I fear the government of New Brunswick is feeding on a bitter hostility towards the civil service occupational group in this province. Perhaps the latter was reflected in the remark of a recent correspondent in the Telegraph-Journal that collecting a provincial pension was "like child abuse." The hateful venom contained in such a phrase is a matter of concern. It may be that those making these comments don't fully appreciate who is in the provincial pension scheme. In addition to the conventional hard-working civil servants, there are also the school teachers, museum staff, community college instructors and, for a while some university professors.

Those taking jobs in New Brunswick that had the provincial pension benefit [here I include myself] did so believing in the terms and conditions offered. In starting out in my career when I was a part of this pension plan, I noted the many occupations in the private-sector with higher pay than my own. I took consolation in my government-backed pension scheme as a partial compensation. I made my career decisions in good faith and this now seems to be an error on my part.

Moreover, there were many years I could not contribute to a RRSP on account of my contribution level to the provincial plan. If we are going to make retroactive adjustments in these matters, then am I not entitled to a retroactive adjustment to my RRSP contributions?

At the centre of the bitter opinions on this subject is the objection some people have to their taxes supporting a provincial obligation to pay pensions when they don't have such benefits. Their taxes also support the interest payments to the provincial creditors and they may not be in receipt of interest income. Why default only on pension obligations when the province could equally default on its bonds?

Allow me to answer my own question. New Brunswick cannot either wholly or partially default on its bonds without paying serious consequences. Our credit rating would be ruined and our costs of borrowing would soar to unmanageable heights. So, the discriminatory response of the government is to attack the beneficiaries of its pension plan, fellow citizens who have long contributed to building this province. While this"beggar thy neighbour" approach is shameful, there are other dimensions to the issue.

Let's first look at the source of government revenues. According to the current provincial budget figures, only 45.72 per cent of the revenue stream is derived from the provincial income tax. That's because New Brunswick gets 37.8 per cent of its budget from federal transfer payments and it also has some non-income tax sources of revenue. Undoubtedly, some of these revenues find their way to supporting the provincial pension plan obligations. Is there not a complaint here that might come from taxpayers in the wealthier provinces of their taxes propping up New Brunswick's finances including its pension scheme?

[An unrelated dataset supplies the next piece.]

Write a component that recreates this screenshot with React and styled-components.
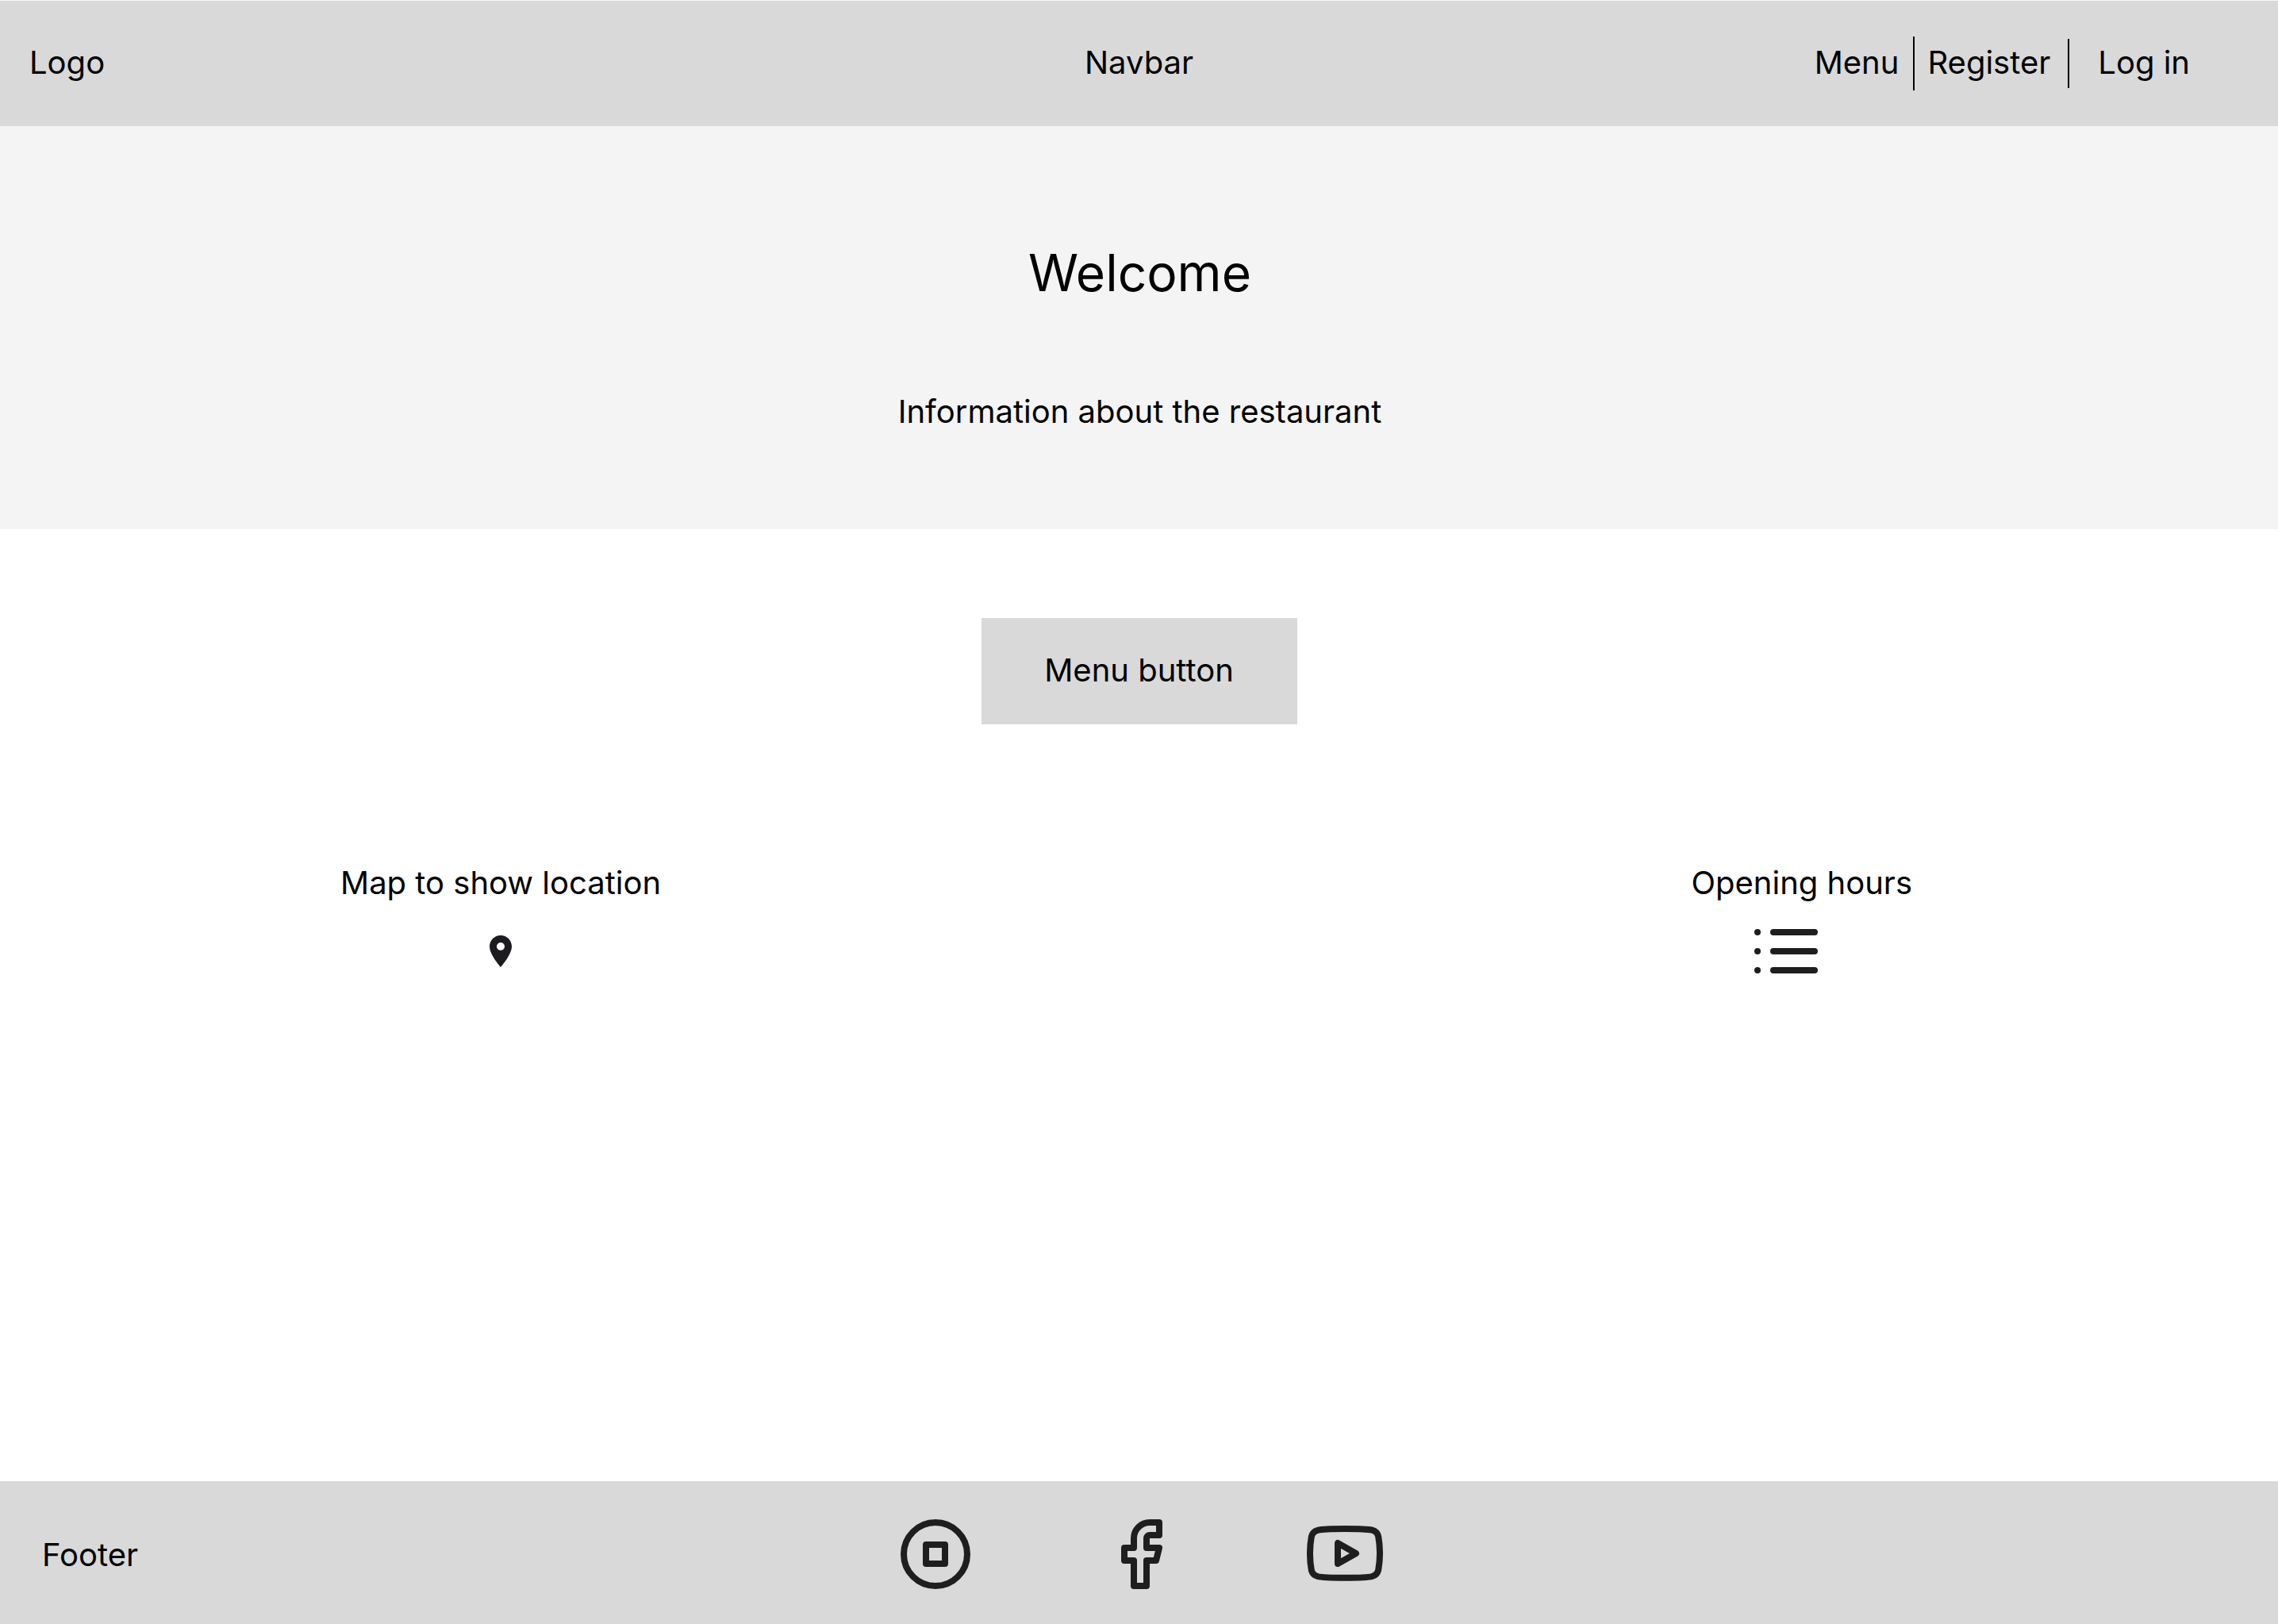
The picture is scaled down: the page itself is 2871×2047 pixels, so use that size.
import React from 'react';
import styled, { createGlobalStyle } from 'styled-components';

const GlobalStyle = createGlobalStyle`
  *, *::before, *::after {
    box-sizing: border-box;
  }

  body {
    margin: 0;
    background: #ffffff;
    color: #000000;
    font-family: Inter, "Liberation Sans", sans-serif;
    font-size: 40px;
    line-height: 49px;
  }
`;

const Page = styled.div`
  display: flex;
  flex-direction: column;
  min-height: 100vh;
`;

const Header = styled.header`
  display: grid;
  grid-template-columns: 1fr auto 1fr;
  align-items: center;
  height: 159px;
  padding: 0 111px 0 37px;
  border-top: 1px solid #f4f4f4;
  background: #d9d9d9;
`;

const HeaderText = styled.span`
  padding-bottom: 3px;
`;

const HeaderTitle = styled(HeaderText)`
  padding-left: 74px;
`;

const Nav = styled.nav`
  display: flex;
  align-items: center;
  justify-content: flex-end;
`;

const NavLink = styled.a`
  padding-bottom: 3px;
  color: inherit;
  text-decoration: none;
  white-space: nowrap;
`;

const Divider = styled.span`
  width: 2px;
  height: ${({ $height }) => $height}px;
  margin: 0 ${({ $after }) => $after}px 0 ${({ $before }) => $before}px;
  background: #000000;
`;

const Hero = styled.section`
  display: flex;
  flex-direction: column;
  align-items: center;
  gap: 111px;
  padding: 146px 36px 124px 38px;
  background: #f4f4f4;
  text-align: center;
`;

const Title = styled.h1`
  margin: 0;
  font-size: 64px;
  font-weight: 400;
  line-height: 78px;
`;

const Text = styled.p`
  margin: 0;
`;

const Main = styled.main`
  flex: 1;
`;

const Actions = styled.div`
  display: flex;
  justify-content: center;
  padding: 112px 36px 0;
`;

const MenuButton = styled.button`
  width: 398px;
  padding: 41px 0 44px;
  border: 0;
  background: #d9d9d9;
  color: inherit;
  font: inherit;
  cursor: pointer;
`;

const Details = styled.div`
  display: flex;
  justify-content: space-between;
  padding: 175px 461px 64px 429px;
`;

const Detail = styled.section`
  display: flex;
  flex-direction: column;
  align-items: center;
  gap: 14px;
`;

const DetailTitle = styled.h2`
  margin: 0;
  font-size: 40px;
  font-weight: 400;
  line-height: 49px;
`;

const IconSlot = styled.div`
  display: flex;
  align-items: center;
  height: 96px;
  padding-right: ${({ $indent = 0 }) => $indent}px;
`;

const Footer = styled.footer`
  display: grid;
  grid-template-columns: 1fr auto 1fr;
  align-items: center;
  height: 180px;
  padding: 4px 50px 0 53px;
  background: #d9d9d9;
`;

const Socials = styled.div`
  display: flex;
  gap: 162px;
`;

const SocialLink = styled.a`
  display: block;
  color: #1e1e1e;
`;

const Svg = styled.svg`
  display: block;
`;

function LineIcon({ children }) {
  return (
    <Svg
      width="96"
      height="96"
      viewBox="0 0 24 24"
      fill="none"
      stroke="#1e1e1e"
      strokeWidth="2"
      strokeLinecap="round"
      strokeLinejoin="round"
      aria-hidden="true"
    >
      {children}
    </Svg>
  );
}

function PinIcon() {
  return (
    <Svg width="48" height="48" viewBox="0 0 24 24" fill="#1d1b20" aria-hidden="true">
      <path d="M12 2C8.13 2 5 5.13 5 9c0 5.25 7 13 7 13s7-7.75 7-13c0-3.87-3.13-7-7-7zm0 9.5a2.5 2.5 0 0 1 0-5 2.5 2.5 0 0 1 0 5z" />
    </Svg>
  );
}

export default function App() {
  return (
    <Page>
      <GlobalStyle />
      <Header>
        <HeaderText>Logo</HeaderText>
        <HeaderTitle>Navbar</HeaderTitle>
        <Nav aria-label="Main">
          <NavLink href="#menu">Menu</NavLink>
          <Divider $height={68} $before={18} $after={16} />
          <NavLink href="#register">Register</NavLink>
          <Divider $height={62} $before={22} $after={36} />
          <NavLink href="#login">Log in</NavLink>
        </Nav>
      </Header>
      <Main>
        <Hero>
          <Title>Welcome</Title>
          <Text>Information about the restaurant</Text>
        </Hero>
        <Actions>
          <MenuButton type="button">Menu button</MenuButton>
        </Actions>
        <Details>
          <Detail>
            <DetailTitle>Map to show location</DetailTitle>
            <IconSlot>
              <PinIcon />
            </IconSlot>
          </Detail>
          <Detail>
            <DetailTitle>Opening hours</DetailTitle>
            <IconSlot $indent={40}>
              <LineIcon>
                <path d="M8 6h13M8 12h13M8 18h13M3 6h.01M3 12h.01M3 18h.01" />
              </LineIcon>
            </IconSlot>
          </Detail>
        </Details>
      </Main>
      <Footer>
        <Text>Footer</Text>
        <Socials>
          <SocialLink href="#instagram" aria-label="Instagram">
            <LineIcon>
              <circle cx="12" cy="12" r="10" />
              <path d="M9 9h6v6H9z" />
            </LineIcon>
          </SocialLink>
          <SocialLink href="#facebook" aria-label="Facebook">
            <LineIcon>
              <path d="M18 2h-3a5 5 0 0 0-5 5v3H7v4h3v8h4v-8h3l1-4h-4V7a1 1 0 0 1 1-1h3z" />
            </LineIcon>
          </SocialLink>
          <SocialLink href="#youtube" aria-label="YouTube">
            <LineIcon>
              <path d="M22.54 6.42a2.78 2.78 0 0 0-1.94-2C18.88 4 12 4 12 4s-6.88 0-8.6.46a2.78 2.78 0 0 0-1.94 2A29 29 0 0 0 1 11.75a29 29 0 0 0 .46 5.33A2.78 2.78 0 0 0 3.4 19c1.72.46 8.6.46 8.6.46s6.88 0 8.6-.46a2.78 2.78 0 0 0 1.94-2 29 29 0 0 0 .46-5.25 29 29 0 0 0-.46-5.33z" />
              <path d="M9.75 15.02l5.75-3.27-5.75-3.27v6.54z" />
            </LineIcon>
          </SocialLink>
        </Socials>
      </Footer>
    </Page>
  );
}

As to the notion that an individual might object to his taxes going to purposes he does not benefit from or endorse, I can only say: "Welcome to democracy." I have paid my taxes my entire working life to various governments whose policies I did not agree with in-whole or inpart. Those are the realities of political life as we know it. Who votes for the fiscally irresponsible tweedledum/tweedle-dee political parties who have ruled this province since Confederation?

Moreover, why single out the public sector in this regard? When I buy a consumer product, I contribute in some way to the private company's revenue stream, including its employee pension plan where such exists. I also contribute to the company's executive perks. Perhaps my purchase of gas or groceries or domestic appliances helps pay for someone's luxury box at a big league sports venue in another province. Should I bitterly complain as we don't have big league sports franchises in New Brunswick and I'm not a fan of professional sports?

In my opinion any solution to the provincial pension plan crisis must meet the following criteria.

1. Alterations to the plan must be made on a carry-forward basis, not on a retroactive one. Contractual obligations must be honoured. Any new terms of the pension plan must be offered upfront to those joining the civil service from this day forward. Included in such new terms must be an absolute ban on contribution holidays for all pension plans.

2. Attempts to solve the provincial financial problems must be broadly based and not single out one occupational segment of the population. If extra taxation is required, then it must be a carry-forward imposition on the income tax or a widely used commodity like gasoline.

3. All other options must be explored. The so-called pension crisis is really only a projection of demographic trends and returns on investments far into the future. It is based on actuarial assumptions that may or may not come to pass. Why instigate recessionary policies at this time for something that might happen in the distant future? A simple solution would be for the province to pass enabling legislation to create a Crown land reserve to guarantee to the provincial pension obligations. Crisis over. The worst that could happen is some Crown land might have to be sold off in the distant future. What would probably happen is that, over time, with improved economic conditions and new terms for the pension scheme, such lands would revert back to Crown status.

At the personal level, it is hard to convey my responses to this pension proposal. I am a single, fairly mobile individual who does not have to live in New Brunswick. If my pension benefits are retroactively diminished, I will ask myself a basic question: Do I want to live in a province whose government has reneged on a sacred promise on my pension and where some of my fellow citizens think after I worked here and raised a family over 33 years that one of my sources of income is "like child abuse?" I could move to small-town British Columbia where I also have family, where the weather is better and the provincial income tax rate is the lowest in Canada. New Brunswick can send my monthly pension payments to B.C. and, with it, all my future provincial income tax and sales taxes payments. You have to ask yourself a question: Will unfairly chiseling a piece from my pension be worth it?

One of the problems in this province is the exodus of people, especially young people, to other parts of Canada in search of jobs. The question for our provincial government is this: Do you want to add to the problem by creating another exodus of retirees? Well, do you? Fred Donnelly is a retired UNB professor whose contributions to the provincial pension plan predate 1994.